→ Written problem: Find how many lines of the listing below include the word "this", then report the number by itself.

§ §

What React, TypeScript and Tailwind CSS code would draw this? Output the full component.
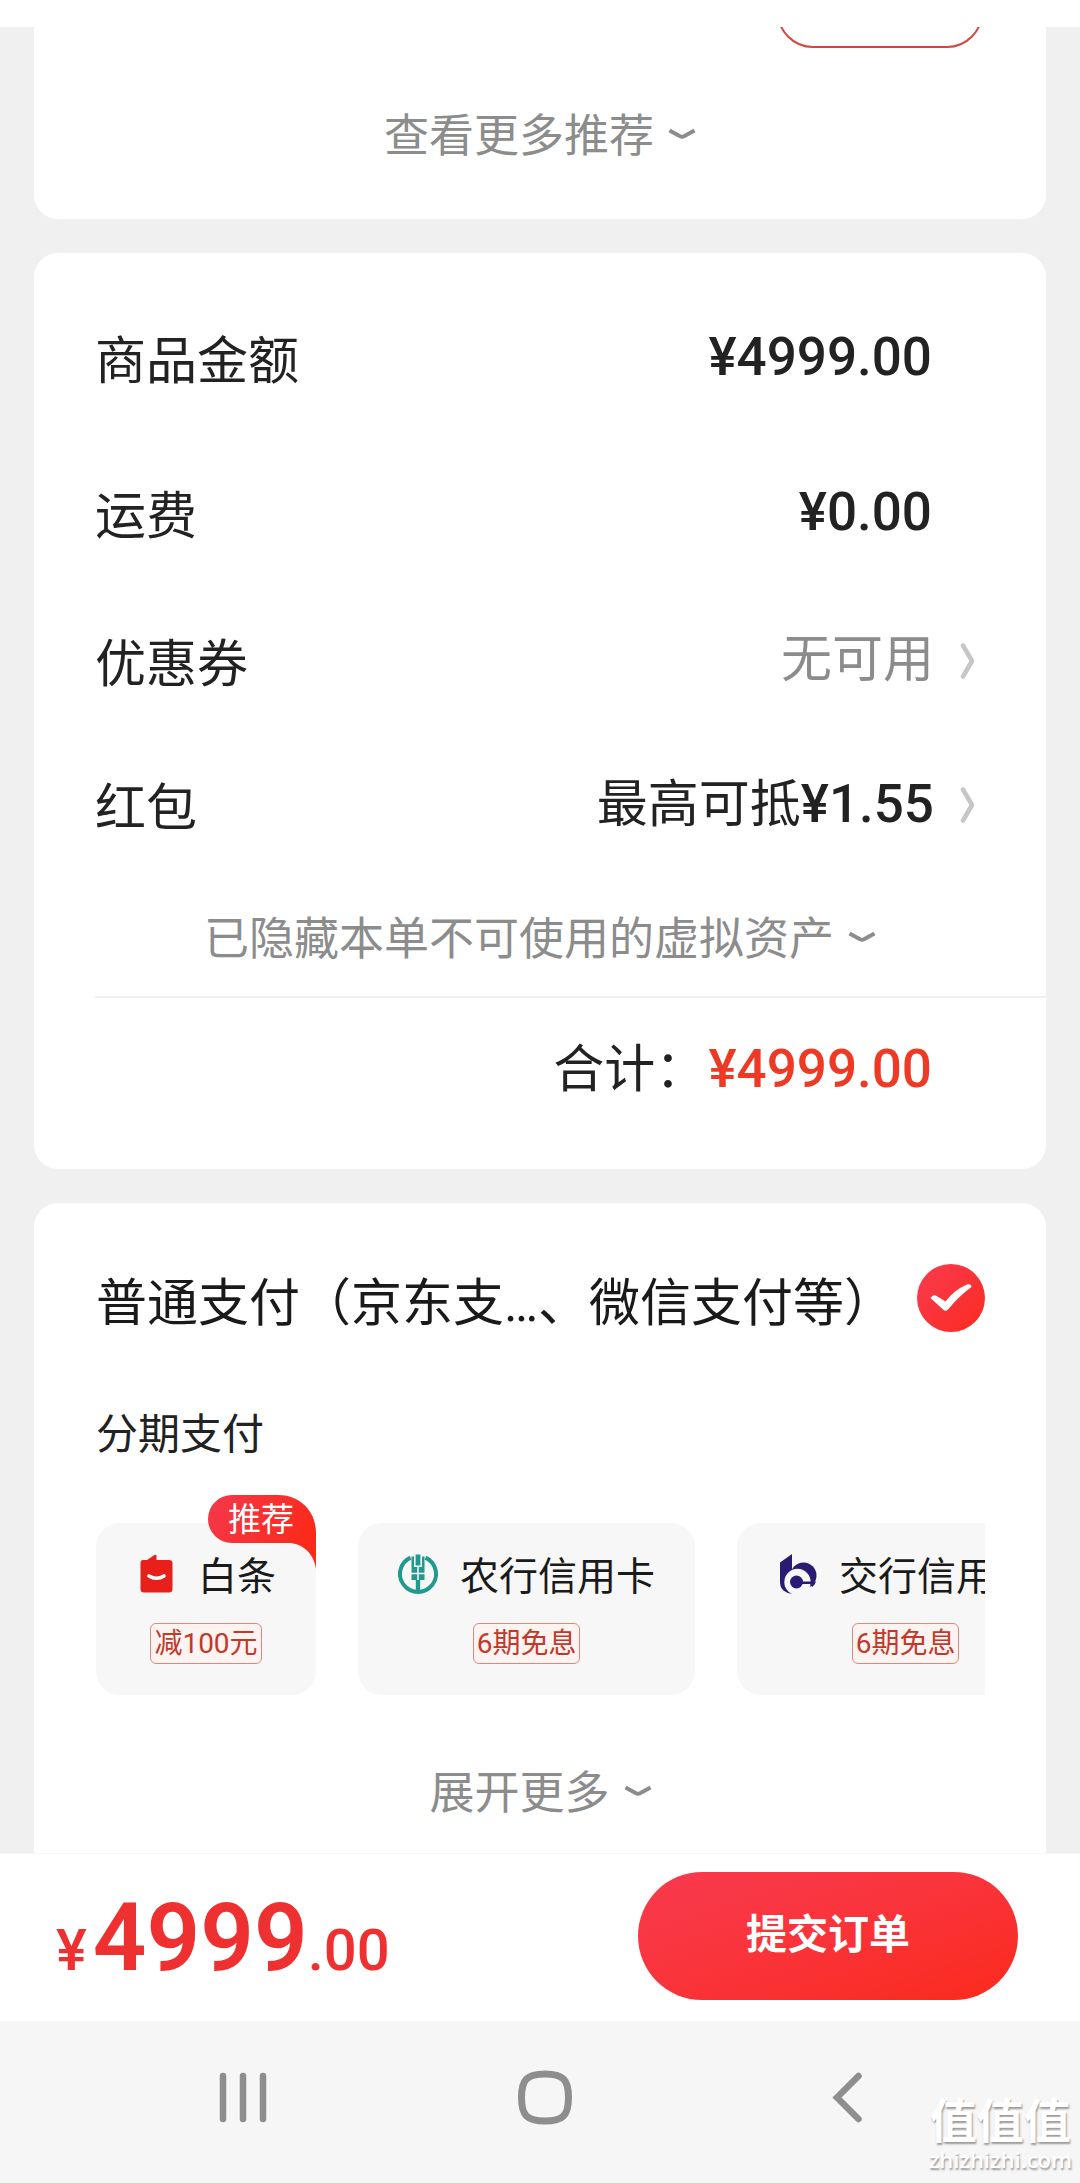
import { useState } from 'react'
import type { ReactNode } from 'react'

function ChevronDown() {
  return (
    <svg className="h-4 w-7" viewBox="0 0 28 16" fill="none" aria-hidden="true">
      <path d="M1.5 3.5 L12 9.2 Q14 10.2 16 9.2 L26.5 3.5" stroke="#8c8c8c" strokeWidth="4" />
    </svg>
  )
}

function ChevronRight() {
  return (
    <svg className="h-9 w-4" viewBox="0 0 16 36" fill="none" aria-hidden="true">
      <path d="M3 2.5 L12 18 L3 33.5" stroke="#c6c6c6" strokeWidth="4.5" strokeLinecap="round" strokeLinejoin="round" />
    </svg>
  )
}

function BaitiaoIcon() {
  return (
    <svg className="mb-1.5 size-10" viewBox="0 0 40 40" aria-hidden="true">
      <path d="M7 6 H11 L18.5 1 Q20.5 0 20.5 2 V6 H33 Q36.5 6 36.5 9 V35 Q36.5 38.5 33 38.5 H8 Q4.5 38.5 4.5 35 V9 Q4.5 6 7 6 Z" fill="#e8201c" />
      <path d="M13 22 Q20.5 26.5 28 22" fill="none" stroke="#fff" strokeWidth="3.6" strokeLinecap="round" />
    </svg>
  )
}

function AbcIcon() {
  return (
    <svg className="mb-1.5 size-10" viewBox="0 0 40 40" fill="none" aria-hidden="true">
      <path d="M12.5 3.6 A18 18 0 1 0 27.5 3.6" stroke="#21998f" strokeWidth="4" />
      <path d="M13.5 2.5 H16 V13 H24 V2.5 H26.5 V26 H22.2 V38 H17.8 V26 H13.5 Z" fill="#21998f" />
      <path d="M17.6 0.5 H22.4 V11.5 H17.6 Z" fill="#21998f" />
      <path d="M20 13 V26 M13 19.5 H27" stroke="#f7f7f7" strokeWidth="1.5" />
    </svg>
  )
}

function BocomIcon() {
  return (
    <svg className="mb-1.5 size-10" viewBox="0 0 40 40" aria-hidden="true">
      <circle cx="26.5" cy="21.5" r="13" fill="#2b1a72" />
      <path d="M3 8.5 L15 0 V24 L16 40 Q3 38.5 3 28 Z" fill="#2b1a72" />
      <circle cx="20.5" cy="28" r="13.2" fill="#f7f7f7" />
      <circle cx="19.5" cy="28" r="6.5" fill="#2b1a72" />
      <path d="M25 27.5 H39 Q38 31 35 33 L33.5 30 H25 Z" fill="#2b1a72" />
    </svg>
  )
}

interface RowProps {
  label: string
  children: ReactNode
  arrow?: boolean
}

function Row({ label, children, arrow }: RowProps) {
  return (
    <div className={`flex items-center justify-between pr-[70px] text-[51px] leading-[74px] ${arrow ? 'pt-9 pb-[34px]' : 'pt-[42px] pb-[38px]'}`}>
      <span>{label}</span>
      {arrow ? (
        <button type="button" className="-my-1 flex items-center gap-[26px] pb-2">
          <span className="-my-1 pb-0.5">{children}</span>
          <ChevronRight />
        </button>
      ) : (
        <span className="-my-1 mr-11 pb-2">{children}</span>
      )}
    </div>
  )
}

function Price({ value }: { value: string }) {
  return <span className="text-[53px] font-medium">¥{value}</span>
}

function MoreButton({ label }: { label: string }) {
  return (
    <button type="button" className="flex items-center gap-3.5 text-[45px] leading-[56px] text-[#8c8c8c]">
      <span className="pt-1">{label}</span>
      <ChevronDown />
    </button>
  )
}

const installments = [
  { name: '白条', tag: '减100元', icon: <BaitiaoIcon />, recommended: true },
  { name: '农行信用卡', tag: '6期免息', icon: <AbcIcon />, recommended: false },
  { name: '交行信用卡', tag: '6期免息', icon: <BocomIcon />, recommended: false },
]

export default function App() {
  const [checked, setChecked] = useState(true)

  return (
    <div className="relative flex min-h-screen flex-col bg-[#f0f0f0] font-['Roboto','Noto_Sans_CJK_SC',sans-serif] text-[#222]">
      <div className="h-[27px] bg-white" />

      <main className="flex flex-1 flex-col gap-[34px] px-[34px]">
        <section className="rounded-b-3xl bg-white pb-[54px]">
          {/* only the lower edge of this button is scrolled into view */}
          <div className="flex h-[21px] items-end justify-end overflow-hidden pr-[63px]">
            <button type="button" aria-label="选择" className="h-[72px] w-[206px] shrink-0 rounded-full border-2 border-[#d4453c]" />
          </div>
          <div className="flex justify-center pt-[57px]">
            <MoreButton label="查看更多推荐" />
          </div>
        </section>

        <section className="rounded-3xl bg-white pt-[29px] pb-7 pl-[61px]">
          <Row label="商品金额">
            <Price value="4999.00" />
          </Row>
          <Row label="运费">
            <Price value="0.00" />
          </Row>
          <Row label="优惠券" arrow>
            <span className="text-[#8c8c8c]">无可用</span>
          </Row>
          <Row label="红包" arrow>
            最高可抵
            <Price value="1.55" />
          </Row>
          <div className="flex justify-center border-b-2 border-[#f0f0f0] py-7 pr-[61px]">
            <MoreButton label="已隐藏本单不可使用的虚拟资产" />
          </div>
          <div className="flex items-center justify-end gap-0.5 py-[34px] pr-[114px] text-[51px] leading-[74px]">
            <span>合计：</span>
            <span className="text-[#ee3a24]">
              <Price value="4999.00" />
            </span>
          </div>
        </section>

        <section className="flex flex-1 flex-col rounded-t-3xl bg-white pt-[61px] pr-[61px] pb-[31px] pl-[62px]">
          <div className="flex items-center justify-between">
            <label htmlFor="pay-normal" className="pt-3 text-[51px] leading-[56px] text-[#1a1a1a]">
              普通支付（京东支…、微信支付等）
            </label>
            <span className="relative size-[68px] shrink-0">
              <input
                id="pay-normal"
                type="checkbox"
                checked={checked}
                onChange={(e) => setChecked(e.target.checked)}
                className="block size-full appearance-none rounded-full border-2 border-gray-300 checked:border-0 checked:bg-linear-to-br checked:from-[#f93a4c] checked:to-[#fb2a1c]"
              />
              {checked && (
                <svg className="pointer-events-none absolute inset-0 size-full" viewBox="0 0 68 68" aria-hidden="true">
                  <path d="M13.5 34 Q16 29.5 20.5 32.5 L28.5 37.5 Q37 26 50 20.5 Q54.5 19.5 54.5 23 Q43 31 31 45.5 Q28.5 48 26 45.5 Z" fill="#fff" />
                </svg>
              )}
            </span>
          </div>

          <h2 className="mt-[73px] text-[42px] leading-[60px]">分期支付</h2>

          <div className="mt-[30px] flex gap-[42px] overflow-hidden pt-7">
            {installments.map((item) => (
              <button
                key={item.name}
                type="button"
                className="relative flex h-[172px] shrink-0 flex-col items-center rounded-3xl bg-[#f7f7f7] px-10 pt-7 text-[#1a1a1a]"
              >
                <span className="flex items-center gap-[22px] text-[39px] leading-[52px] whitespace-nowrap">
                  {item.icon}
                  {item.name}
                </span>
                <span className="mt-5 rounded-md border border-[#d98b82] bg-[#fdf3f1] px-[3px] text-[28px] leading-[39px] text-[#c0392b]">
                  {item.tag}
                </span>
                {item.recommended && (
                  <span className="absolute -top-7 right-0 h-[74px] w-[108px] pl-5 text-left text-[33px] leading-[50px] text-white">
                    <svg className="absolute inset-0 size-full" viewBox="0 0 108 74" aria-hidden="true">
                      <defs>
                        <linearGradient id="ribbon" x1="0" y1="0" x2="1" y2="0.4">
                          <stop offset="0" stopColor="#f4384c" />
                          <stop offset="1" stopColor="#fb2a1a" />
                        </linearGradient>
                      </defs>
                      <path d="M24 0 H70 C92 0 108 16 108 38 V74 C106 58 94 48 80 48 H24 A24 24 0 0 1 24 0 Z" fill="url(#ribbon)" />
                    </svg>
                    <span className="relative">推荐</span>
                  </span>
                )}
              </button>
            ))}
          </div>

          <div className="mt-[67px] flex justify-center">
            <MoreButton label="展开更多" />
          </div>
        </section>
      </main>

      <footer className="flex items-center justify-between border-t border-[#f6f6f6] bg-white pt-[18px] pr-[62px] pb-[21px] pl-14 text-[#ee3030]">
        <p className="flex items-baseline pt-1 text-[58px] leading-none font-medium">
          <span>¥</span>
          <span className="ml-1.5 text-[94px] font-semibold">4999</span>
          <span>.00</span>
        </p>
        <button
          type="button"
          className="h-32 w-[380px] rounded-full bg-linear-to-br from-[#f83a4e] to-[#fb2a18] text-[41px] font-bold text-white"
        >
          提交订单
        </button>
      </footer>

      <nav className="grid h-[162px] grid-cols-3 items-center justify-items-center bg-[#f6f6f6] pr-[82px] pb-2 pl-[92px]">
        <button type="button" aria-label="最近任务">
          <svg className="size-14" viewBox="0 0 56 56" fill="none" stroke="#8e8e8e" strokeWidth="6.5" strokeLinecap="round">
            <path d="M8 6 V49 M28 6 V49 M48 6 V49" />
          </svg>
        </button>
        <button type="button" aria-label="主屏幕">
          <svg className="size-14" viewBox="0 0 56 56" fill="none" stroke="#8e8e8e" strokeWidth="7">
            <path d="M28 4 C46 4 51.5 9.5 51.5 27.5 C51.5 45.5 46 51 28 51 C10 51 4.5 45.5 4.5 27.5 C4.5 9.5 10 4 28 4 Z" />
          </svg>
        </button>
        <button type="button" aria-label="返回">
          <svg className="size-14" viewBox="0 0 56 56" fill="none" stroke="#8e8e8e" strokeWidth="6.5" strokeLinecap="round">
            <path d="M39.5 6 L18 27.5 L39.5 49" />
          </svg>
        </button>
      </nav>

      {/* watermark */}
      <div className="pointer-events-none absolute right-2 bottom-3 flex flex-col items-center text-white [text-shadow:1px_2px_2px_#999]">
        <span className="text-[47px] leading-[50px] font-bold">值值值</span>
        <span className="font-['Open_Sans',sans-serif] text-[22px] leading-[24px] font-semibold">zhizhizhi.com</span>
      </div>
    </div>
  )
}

§ §

→ In response: 2